Thursday, March 10, 2005

A Flaw of Reasoning in the Original Matrix

The original Matrix was a masterpiece of cyber-punk action and philosophy, but there's one argument in it that I think appears in Ishmael as well. It is the argument that humankind is like a virus or a disease biologically, and is not mammalian. There are four fundamental flaws with this reasoning.

1) The definition of an organism that expands endlessly is not necessarily mutually exclusive with a mammal. The word mammal is defined by the American Heritage Dictionary as, "Any of various warm-blooded vertebrate animals of the class Mammalia, including humans, characterized by a covering of hair on the skin and, in the female, milk-producing mammary glands for nourishing the young." That could include an animal that expands and consumes endlessly.

2) Anyone who has had rabbits, dogs, cats, etc. knows that animals, especially not mammals, do not "instinctually" arrive at equilibrium with their environment; that is, there is no innate programming that makes them do so. Rather, they fuck a lot and eat a lot, and other things eat them or kill them (other animals, extraordinary weather conditions, a lack of food, etc). Humans simply have worked out how to defer the costs of not being at equilibrium for quite some time.

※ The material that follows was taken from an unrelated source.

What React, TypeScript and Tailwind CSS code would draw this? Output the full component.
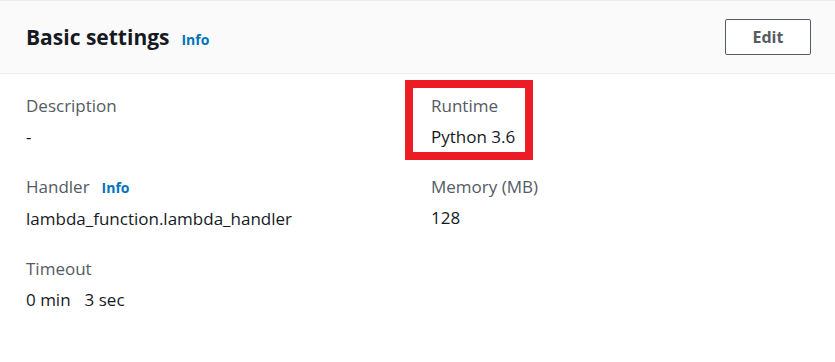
import React from "react";

const font = { fontFamily: '"Open Sans", "Noto Sans", Arial, sans-serif' };

function Field({
  label,
  value,
  info,
  highlight,
}: {
  label: string;
  value: React.ReactNode;
  info?: boolean;
  highlight?: boolean;
}) {
  return (
    <div className="relative flex flex-col gap-[9px]">
      {highlight && (
        <div className="absolute left-[-26px] top-[-15px] w-[128px] h-[80px] border-[8px] border-[#ec1c24] pointer-events-none" />
      )}
      <div className="flex items-baseline gap-[12px] text-[17px] leading-[22px] text-[#545b64]">
        <span>{label}</span>
        {info && <span className="text-[14px] font-bold text-[#0073bb]">Info</span>}
      </div>
      <div className="text-[17px] leading-[22px] text-[#16191f]">{value}</div>
    </div>
  );
}

export default function App() {
  return (
    <div className="w-[835px] h-[362px] bg-white overflow-hidden" style={font}>
      <div className="h-[74px] bg-[#fafafa] border-t border-b border-[#eaeded] flex items-center justify-between pl-[26px] pr-[24px]">
        <div className="flex items-baseline gap-[12px]">
          <h2 className="text-[21px] font-bold text-[#16191f] leading-[28px]">Basic settings</h2>
          <span className="text-[14px] font-bold text-[#0073bb]">Info</span>
        </div>
        <button className="w-[86px] h-[36px] border border-[#545b64] rounded-[2px] bg-white text-[16px] font-bold text-[#545b64]">
          Edit
        </button>
      </div>
      <div className="grid grid-cols-2 gap-x-[27px] gap-y-[28px] px-[26px] pt-[21px]">
        <Field label="Description" value="-" />
        <Field label="Runtime" value="Python 3.6" highlight />
        <Field label="Handler" value="lambda_function.lambda_handler" info />
        <Field label="Memory (MB)" value="128" />
        <Field
          label="Timeout"
          value={
            <span>
              0 min<span className="inline-block w-[14px]" />3 sec
            </span>
          }
        />
      </div>
    </div>
  );
}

3) Viruses also arrive at some form of equilibrium. A virus that kills its host is not evolutionarily successful: it does not continue on in a desirable fashion, but dies with its host. Viruses thus breed themselves to success by REDUCING their virulence, not increasing it.

4) The implication that this is somehow bad and disgusting is an anthropomorphic ethical leap. To be a disease might be positively good; it sure isn't a prima facia logical condition that it is bad.